Objective ▸
Transcribe all the entries word for word, omitting any pictures they contain.
** Begin **
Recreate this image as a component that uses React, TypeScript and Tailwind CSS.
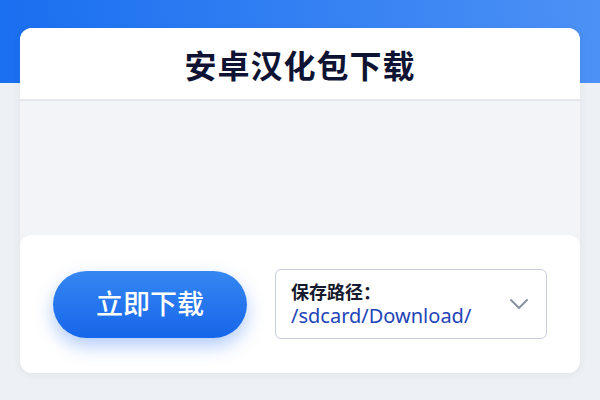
export default function App() {
  return (
    <div
      className="h-[400px] w-[600px] overflow-hidden bg-[#edf0f4] bg-[linear-gradient(90deg,#1a6ff0,#4c91f5)] bg-[length:100%_83px] bg-no-repeat pt-[28px] px-[20px]"
      style={{ fontFamily: '"Noto Sans", "Noto Sans CJK SC", sans-serif' }}
    >
      <div className="flex h-[345px] flex-col overflow-hidden rounded-xl bg-[#f2f4f7] shadow-[0_2px_10px_rgba(30,50,90,0.06)]">
        {/* title bar */}
        <div className="flex h-[73px] shrink-0 items-center justify-center border-b-2 border-[#e4e7ec] bg-white">
          <h1 className="mt-[4px] text-[32px] font-bold tracking-[1px] text-[#0e1333]">安卓汉化包下载</h1>
        </div>

        <div className="flex-1" />

        {/* download row */}
        <div className="flex h-[138px] shrink-0 items-center gap-[28px] rounded-xl bg-white px-[33px]">
          <button className="flex h-[67px] w-[194px] items-center justify-center rounded-full bg-[linear-gradient(180deg,#3587f2,#1666ea)] text-[27px] font-medium text-white shadow-[0_8px_18px_rgba(37,110,240,0.35)]">
            立即下载
          </button>

          <div className="flex h-[70px] flex-1 items-center rounded-md border border-[#c9cdd9] bg-white pl-[15px] pr-[16px]">
            <div className="flex flex-1 flex-col leading-none">
              <span className="text-[18px] font-bold text-[#161a2e]">保存路径：</span>
              <span className="mt-[5px] text-[20px] text-[#2244b8]">/sdcard/Download/</span>
            </div>
            <svg width="20" height="12" viewBox="0 0 20 12" fill="none" className="mr-[1px]">
              <path d="M2 2l8 8 8-8" stroke="#8b91a1" strokeWidth="2" strokeLinecap="round" strokeLinejoin="round" />
            </svg>
          </div>
        </div>
      </div>
    </div>
  )
}
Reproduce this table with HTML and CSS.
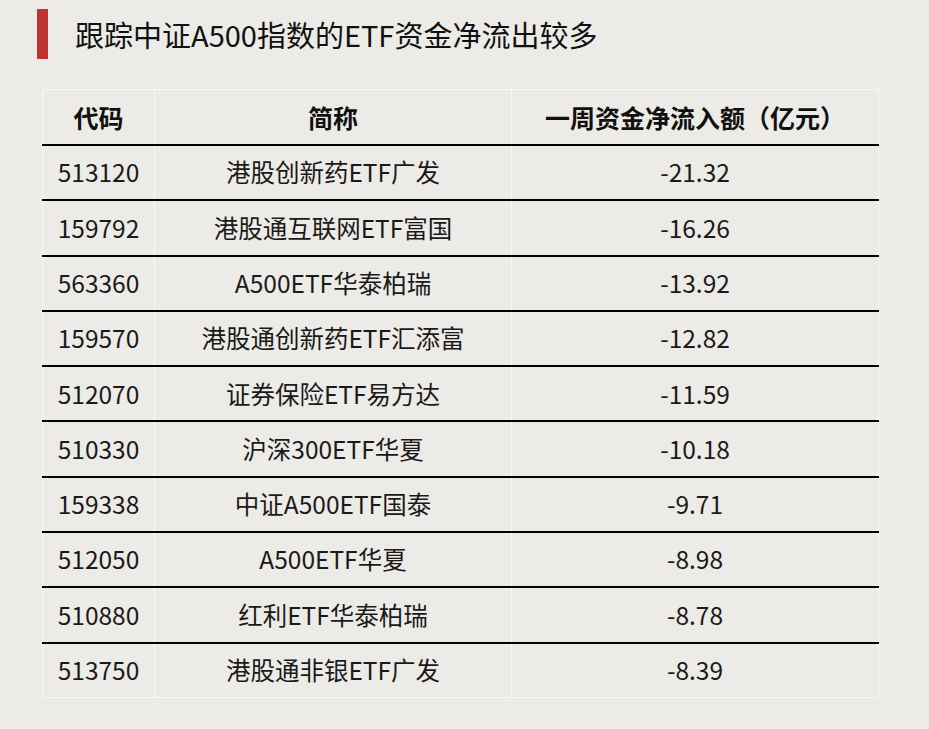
FILE: index.html
```html
<!DOCTYPE html>
<html lang="zh-CN">
<head>
<meta charset="utf-8">
<link rel="stylesheet" href="styles.css">
</head>
<body>
<div class="page">
  <div class="title-row">
    <div class="title-bar"></div>
    <h1 class="title">跟踪中证A500指数的ETF资金净流出较多</h1>
  </div>
  <table class="data">
    <thead>
      <tr><th class="c1">代码</th><th class="c2">简称</th><th class="c3">一周资金净流入额（亿元）</th></tr>
    </thead>
    <tbody>
      <tr><td>513120</td><td>港股创新药ETF广发</td><td>-21.32</td></tr>
      <tr><td>159792</td><td>港股通互联网ETF富国</td><td>-16.26</td></tr>
      <tr><td>563360</td><td>A500ETF华泰柏瑞</td><td>-13.92</td></tr>
      <tr><td>159570</td><td>港股通创新药ETF汇添富</td><td>-12.82</td></tr>
      <tr><td>512070</td><td>证券保险ETF易方达</td><td>-11.59</td></tr>
      <tr><td>510330</td><td>沪深300ETF华夏</td><td>-10.18</td></tr>
      <tr><td>159338</td><td>中证A500ETF国泰</td><td>-9.71</td></tr>
      <tr><td>512050</td><td>A500ETF华夏</td><td>-8.98</td></tr>
      <tr><td>510880</td><td>红利ETF华泰柏瑞</td><td>-8.78</td></tr>
      <tr><td>513750</td><td>港股通非银ETF广发</td><td>-8.39</td></tr>
    </tbody>
  </table>
</div>
</body>
</html>
```
FILE: styles.css
```css
html, body {
  margin: 0;
  padding: 0;
  background: #ecebe7;
}
body {
  width: 929px;
  height: 729px;
  overflow: hidden;
  font-family: "Noto Sans CJK SC", "Noto Sans", sans-serif;
  color: #111;
}
.page {
  padding: 9px 0 0 37px;
}
.title-row {
  display: flex;
  align-items: center;
  gap: 27px;
  height: 50px;
}
.title-bar {
  width: 11px;
  height: 50px;
  background: #bc3330;
}
.title {
  margin: 0;
  font-size: 29px;
  font-weight: 400;
  line-height: 1;
  color: #111;
}
.data {
  margin: 30px 0 0 5px;
  border-collapse: collapse;
  width: 833px;
  table-layout: fixed;
}
.data th, .data td {
  text-align: center;
  padding: 0;
  border-left: 1px solid #f8f7f4;
  border-right: 1px solid #f8f7f4;
  font-size: 24.5px;
  line-height: 1;
}
.data th {
  font-size: 25px;
  font-weight: 700;
  height: 54px;
  border-top: 1px solid #f8f7f4;
  border-bottom: 2px solid #000;
}
.data td {
  height: 53.3px;
  border-bottom: 2px solid #000;
  color: #1a1a1a;
}
.data tbody tr:last-child td {
  border-bottom: 1px solid #f8f7f4;
}
.c1 { width: 111px; }
.c2 { width: 356px; }
.c3 { width: 366px; }
```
** End **
Solution to this exercise ▸
Recreate this image as a component that uses React, TypeScript and Tailwind CSS.
export default function App() {
  return (
    <div
      className="h-[400px] w-[600px] overflow-hidden bg-[#edf0f4] bg-[linear-gradient(90deg,#1a6ff0,#4c91f5)] bg-[length:100%_83px] bg-no-repeat pt-[28px] px-[20px]"
      style={{ fontFamily: '"Noto Sans", "Noto Sans CJK SC", sans-serif' }}
    >
      <div className="flex h-[345px] flex-col overflow-hidden rounded-xl bg-[#f2f4f7] shadow-[0_2px_10px_rgba(30,50,90,0.06)]">
        {/* title bar */}
        <div className="flex h-[73px] shrink-0 items-center justify-center border-b-2 border-[#e4e7ec] bg-white">
          <h1 className="mt-[4px] text-[32px] font-bold tracking-[1px] text-[#0e1333]">安卓汉化包下载</h1>
        </div>

        <div className="flex-1" />

        {/* download row */}
        <div className="flex h-[138px] shrink-0 items-center gap-[28px] rounded-xl bg-white px-[33px]">
          <button className="flex h-[67px] w-[194px] items-center justify-center rounded-full bg-[linear-gradient(180deg,#3587f2,#1666ea)] text-[27px] font-medium text-white shadow-[0_8px_18px_rgba(37,110,240,0.35)]">
            立即下载
          </button>

          <div className="flex h-[70px] flex-1 items-center rounded-md border border-[#c9cdd9] bg-white pl-[15px] pr-[16px]">
            <div className="flex flex-1 flex-col leading-none">
              <span className="text-[18px] font-bold text-[#161a2e]">保存路径：</span>
              <span className="mt-[5px] text-[20px] text-[#2244b8]">/sdcard/Download/</span>
            </div>
            <svg width="20" height="12" viewBox="0 0 20 12" fill="none" className="mr-[1px]">
              <path d="M2 2l8 8 8-8" stroke="#8b91a1" strokeWidth="2" strokeLinecap="round" strokeLinejoin="round" />
            </svg>
          </div>
        </div>
      </div>
    </div>
  )
}
Reproduce this table with HTML and CSS.
FILE: index.html
```html
<!DOCTYPE html>
<html lang="zh-CN">
<head>
<meta charset="utf-8">
<link rel="stylesheet" href="styles.css">
</head>
<body>
<div class="page">
  <div class="title-row">
    <div class="title-bar"></div>
    <h1 class="title">跟踪中证A500指数的ETF资金净流出较多</h1>
  </div>
  <table class="data">
    <thead>
      <tr><th class="c1">代码</th><th class="c2">简称</th><th class="c3">一周资金净流入额（亿元）</th></tr>
    </thead>
    <tbody>
      <tr><td>513120</td><td>港股创新药ETF广发</td><td>-21.32</td></tr>
      <tr><td>159792</td><td>港股通互联网ETF富国</td><td>-16.26</td></tr>
      <tr><td>563360</td><td>A500ETF华泰柏瑞</td><td>-13.92</td></tr>
      <tr><td>159570</td><td>港股通创新药ETF汇添富</td><td>-12.82</td></tr>
      <tr><td>512070</td><td>证券保险ETF易方达</td><td>-11.59</td></tr>
      <tr><td>510330</td><td>沪深300ETF华夏</td><td>-10.18</td></tr>
      <tr><td>159338</td><td>中证A500ETF国泰</td><td>-9.71</td></tr>
      <tr><td>512050</td><td>A500ETF华夏</td><td>-8.98</td></tr>
      <tr><td>510880</td><td>红利ETF华泰柏瑞</td><td>-8.78</td></tr>
      <tr><td>513750</td><td>港股通非银ETF广发</td><td>-8.39</td></tr>
    </tbody>
  </table>
</div>
</body>
</html>
```
FILE: styles.css
```css
html, body {
  margin: 0;
  padding: 0;
  background: #ecebe7;
}
body {
  width: 929px;
  height: 729px;
  overflow: hidden;
  font-family: "Noto Sans CJK SC", "Noto Sans", sans-serif;
  color: #111;
}
.page {
  padding: 9px 0 0 37px;
}
.title-row {
  display: flex;
  align-items: center;
  gap: 27px;
  height: 50px;
}
.title-bar {
  width: 11px;
  height: 50px;
  background: #bc3330;
}
.title {
  margin: 0;
  font-size: 29px;
  font-weight: 400;
  line-height: 1;
  color: #111;
}
.data {
  margin: 30px 0 0 5px;
  border-collapse: collapse;
  width: 833px;
  table-layout: fixed;
}
.data th, .data td {
  text-align: center;
  padding: 0;
  border-left: 1px solid #f8f7f4;
  border-right: 1px solid #f8f7f4;
  font-size: 24.5px;
  line-height: 1;
}
.data th {
  font-size: 25px;
  font-weight: 700;
  height: 54px;
  border-top: 1px solid #f8f7f4;
  border-bottom: 2px solid #000;
}
.data td {
  height: 53.3px;
  border-bottom: 2px solid #000;
  color: #1a1a1a;
}
.data tbody tr:last-child td {
  border-bottom: 1px solid #f8f7f4;
}
.c1 { width: 111px; }
.c2 { width: 356px; }
.c3 { width: 366px; }
```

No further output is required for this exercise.